Estoy seguro que todos hemos escuchado más de una vez el texto del evangelio de hoy. En tiempos de Jesús, Jerusalén era un centro de mendicidad. Como se consideraba espacialmente grato a dios dar limosna en Jerusalén, esto fomentaba el número de mendigos. Los limosneros se concentraban cerca del Templo, donde muchos de ellos no podían entrar si padecían alguna de las enfermedades que se consideraban impedimento para estar en presencia de Dios: leprosos, tullidos, enfermos mentales.

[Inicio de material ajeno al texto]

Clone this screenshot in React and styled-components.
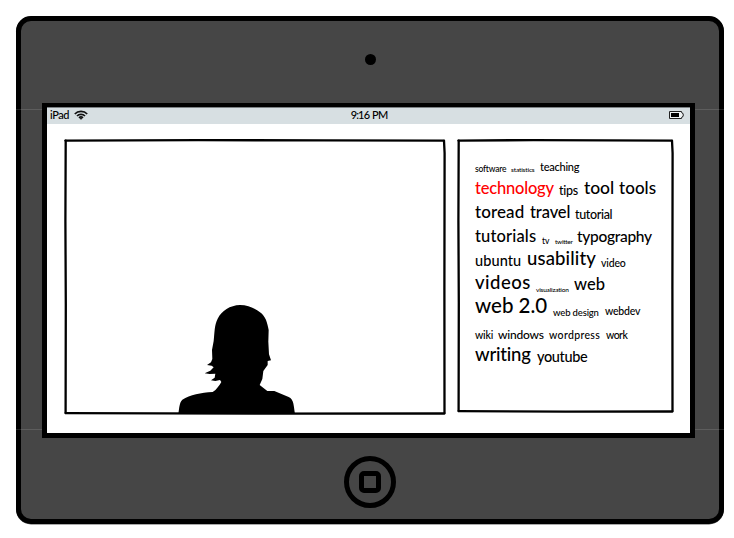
import React from 'react';
import styled, { createGlobalStyle } from 'styled-components';

const GlobalStyle = createGlobalStyle`
  * { box-sizing: border-box; }
  body {
    margin: 0;
    background: #fff;
    color: #000;
    font-family: Lato, "Open Sans", sans-serif;
    font-variant-ligatures: none;
  }
`;

const Page = styled.main`
  width: 734px;
  height: 538px;
  padding: 16px 10px 13px 16px;
  overflow: hidden;
`;

const Tablet = styled.section`
  position: relative;
  width: 708px;
  height: 508px;
  border: 5px solid #000;
  border-radius: 15px;
  background: #464646;
  box-shadow: 0 0.5px 0 #555;
  display: flex;
  flex-direction: column;
`;

const Seam = styled.span`
  position: absolute;
  left: -5px;
  right: -5px;
  top: ${(p) => p.$top}px;
  height: 1px;
  background: rgba(255, 255, 255, 0.13);
`;

const TopBezel = styled.div`
  height: 82px;
  padding-top: 33px;
  display: flex;
  justify-content: center;
`;

const Camera = styled.span`
  width: 11px;
  height: 11px;
  border-radius: 50%;
  background: #000;
`;

const Screen = styled.div`
  position: relative;
  width: 653px;
  height: 335px;
  margin-left: 21px;
  border: 5px solid #000;
  border-top-width: 4px;
  background: #fff;
`;

const StatusBar = styled.header`
  height: 17px;
  border-top: 1px solid #7d8285;
  background: #d7dfe2;
  display: grid;
  grid-template-columns: 1fr auto 1fr;
  align-items: start;
  padding: 0 6px 0 3px;
  font-size: 11px;
  line-height: 13px;
  font-weight: 500;
`;

const Carrier = styled.div`
  display: flex;
  align-items: center;
  gap: 5px;
  letter-spacing: -0.4px;
`;

const Clock = styled.time`
  letter-spacing: -0.85px;
  word-spacing: 1px;
  padding-left: 4px;
`;

const BatteryIcon = styled.svg`
  justify-self: end;
  display: block;
  margin-top: 3px;
`;

const Content = styled.div`
  display: flex;
  align-items: flex-start;
  gap: 12px;
  padding: 15px 0 0 18px;
`;

const Panel = styled.section`
  position: relative;
  width: ${(p) => p.$width}px;
  height: ${(p) => p.$height}px;
`;

const SketchFrame = styled.svg`
  position: absolute;
  inset: 0;
  overflow: visible;
  pointer-events: none;
`;

const Portrait = styled.div`
  height: 100%;
  display: flex;
  align-items: flex-end;
  padding-left: 113px;
`;

const Cloud = styled.div`
  padding: 14px 0 0 17px;
`;

const CloudRow = styled.div`
  height: ${(p) => p.$height}px;
  font-size: 16px;
  line-height: 25px;
  white-space: nowrap;
  display: flow-root;
`;

const Tag = styled.span`
  display: inline-block;
  width: ${(p) => p.$width}px;
  margin-left: ${(p) => p.$gap}px;
  font-size: ${(p) => p.$size}px;
  font-weight: 500;
  line-height: 1;
  letter-spacing: ${(p) => p.$track}px;
  vertical-align: ${(p) => p.$rise}px;
  color: ${(p) => (p.$active ? '#f00' : '#000')};
`;

const BottomBezel = styled.div`
  display: flex;
  justify-content: center;
  padding-top: 17.5px;
`;

const HomeButton = styled.div`
  width: 52px;
  height: 52px;
  border: 5px solid #000;
  border-radius: 50%;
  display: flex;
  align-items: center;
  justify-content: center;
`;

const HomeGlyph = styled.span`
  width: 22px;
  height: 22px;
  margin-left: -1px;
  border: 5px solid #000;
  border-radius: 5px;
`;

// label, left gap, width, font size, tracking, baseline rise
const rows = [
  [22, [['software', 0, 31, 8.5, -0.2, 0], ['statistics', 5, 24, 6.5, -0.15, 0], ['teaching', 5, 39, 11, -0.25, 1]]],
  [24, [['technology', 0, 79, 16.5, -0.2, 0], ['tips', 5, 20, 12.5, -0.25, -1], ['tool', 5, 30, 17.5, -0.1, 0], ['tools', 5, 38, 17, 0.05, 0]]],
  [24, [['toread', 0, 50, 17, 0.1, 0], ['travel', 5, 40, 16.5, -0.1, 0], ['tutorial', 5, 38, 12.5, -0.35, -1]]],
  [24, [['tutorials', 0, 61, 16.5, 0.15, 0], ['tv', 6, 7, 8.5, -0.1, -2], ['twitter', 6, 17, 6.5, -0.3, -2], ['typography', 5, 75, 15.5, -0.3, 0]]],
  [24, [['ubuntu', 0, 47, 14.5, 0.1, 0], ['usability', 5, 69, 18.5, 0.15, 1], ['video', 5, 25, 10.5, -0.15, -1]]],
  [24, [['videos', 0, 56, 18.5, 0.5, 1], ['visualization', 5, 33, 6.5, -0.2, -2], ['web', 5, 31, 16.5, 0, 0]]],
  [25, [['web 2.0', 0, 73, 20.5, 0, 1], ['web design', 5, 46, 9.5, -0.15, -2], ['webdev', 6, 35, 10.5, -0.2, -1]]],
  [23, [['wiki', 0, 18, 10.5, -0.2, 0], ['windows', 5, 46, 12, -0.2, 0], ['wordpress', 5, 52, 10.5, 0.35, 0], ['work', 5, 21, 10.5, -0.55, 0]]],
  [24, [['writing', 0, 56, 18.5, -0.2, 1], ['youtube', 6, 50, 14.5, -0.35, 0]]],
];

function Wifi() {
  return (
    <svg width="14" height="10" viewBox="0 0 14 10" fill="none" stroke="#111" strokeWidth="1.7">
      <path d="M.8 4C4 .6 10 .6 13.2 4M3 6c2.1-2.2 5.9-2.2 8 0M5 7.8c1.1-1.1 2.9-1.1 4 0" />
      <path d="M5.7 8h2.6L7 9.9z" fill="#111" stroke="none" />
    </svg>
  );
}

function Battery() {
  return (
    <BatteryIcon width="15" height="8" viewBox="0 0 15 8">
      <path d="M.5.5h12l.4 1.5 1.3.7v2.6l-1.3.7-.4 1.5H.5z" fill="#eef2f3" stroke="#222" />
      <path d="M2 2h8v4H2z" fill="#000" />
    </BatteryIcon>
  );
}

function Silhouette() {
  return (
    <svg width="117" height="109" viewBox="54 45 351 327">
      <path d="M240 45C263 45 284 54 300 67C317 79 322 98 326 120L325 155L327 193L333 211L323 213L323 225L310 243L307 267L299 285L322 303L343 303L386 321C402 328 401 348 405 372H55C58 354 58 337 67 329C90 314 123 308 158 306C170 299 178 286 184 276L180 270L166 273L153 271L164 263L166 251L149 252L134 250L151 242L161 232L155 227L141 225L153 217L157 207L156 180L161 153C164 127 163 105 173 86C185 62 210 46 240 45Z" />
    </svg>
  );
}

function Frame({ w, h }) {
  return (
    <SketchFrame width={w} height={h} viewBox={`0 0 ${w} ${h}`} fill="none" stroke="#000" strokeWidth="2.3" strokeLinejoin="round" strokeLinecap="round">
      <path d={`M.4 1.6L${w * 0.35} 1.1L${w * 0.68} 1.4L${w - 2} 1.7`} />
      <path d={`M${w - 2} 1.8L${w - 1.4} 14L${w - 1.6} ${h * 0.55}L${w - 1.5} ${h - 1}`} />
      <path d={`M${w - 1.6} ${h - 0.5}L${w * 0.5} ${h - 0.4}L.6 ${h - 0.9}`} />
      <path d={`M.6 ${h - 0.9}L.8 ${h * 0.6}L.4 ${h * 0.3}L.7 1.6`} />
    </SketchFrame>
  );
}

export default function App() {
  return (
    <Page>
      <GlobalStyle />
      <Tablet>
        <Seam $top={88} />
        <Seam $top={408} />
        <TopBezel><Camera /></TopBezel>
        <Screen>
          <StatusBar>
            <Carrier>iPad <Wifi /></Carrier>
            <Clock>9:16 PM</Clock>
            <Battery />
          </StatusBar>
          <Content>
            <Panel $width={381} $height={275}>
              <Portrait><Silhouette /></Portrait>
              <Frame w={381} h={275} />
            </Panel>
            <Panel $width={216} $height={273}>
              <Cloud>
                {rows.map(([height, tags]) => (
                  <CloudRow key={tags[0][0]} $height={height}>
                    {tags.map(([label, gap, width, size, track, rise]) => (
                      <Tag key={label} $gap={gap} $width={width} $size={size} $track={track} $rise={rise} $active={label === 'technology'}>
                        {label}
                      </Tag>
                    ))}
                  </CloudRow>
                ))}
              </Cloud>
              <Frame w={216} h={273} />
            </Panel>
          </Content>
        </Screen>
        <BottomBezel>
          <HomeButton><HomeGlyph /></HomeButton>
        </BottomBezel>
      </Tablet>
    </Page>
  );
}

En el templo de Jerusalén estaba el llamado Tesoro del Templo. Allí, en trece alcancías en forma de trompeta, se recogían las ofrendas obligatorias. En tiempos de Jesús eran dos dracmas o dos denarios, equivalente al jornal de dos días. En las fiestas el Templo se abarrotaba de gente de todo el país que acudían a cumplir con su deber religioso de sostener el culto. Los poderosos judíos del país dejaban allí riquezas de valor incalculable. Eso llevó al templo a ser la institución financiera más importante del país.
A Jesús no le ha impresionado la cantidad que cada rico ha depositado en el cofre de las ofrendas. Esa viuda que a duras penas sobrevive, objeto de la caridad y del recibir, da, no desde lo que le sobra, y sin intención alguna de aparentar, todo lo contrario, va con cierto disimulo para que nadie viera la “cantidad” que depositó. Es un caso aleccionador que Jesús no deja pasar por alto. Jesús quiere reflejar aquí a todas las personas que sin hacer ruido ni dárselas de “salvadores” dedican tiempo desinteresadamente a ayudar a los que lo necesitan, desde su generosidad y solidaridad. Esta viuda del evangelio simboliza aquella porción del Israel empobrecido, que entró en la dinámica de Jesús, que está dispuesto a dar y a darse, a entregarse con lo que tiene en la causa de Jesús.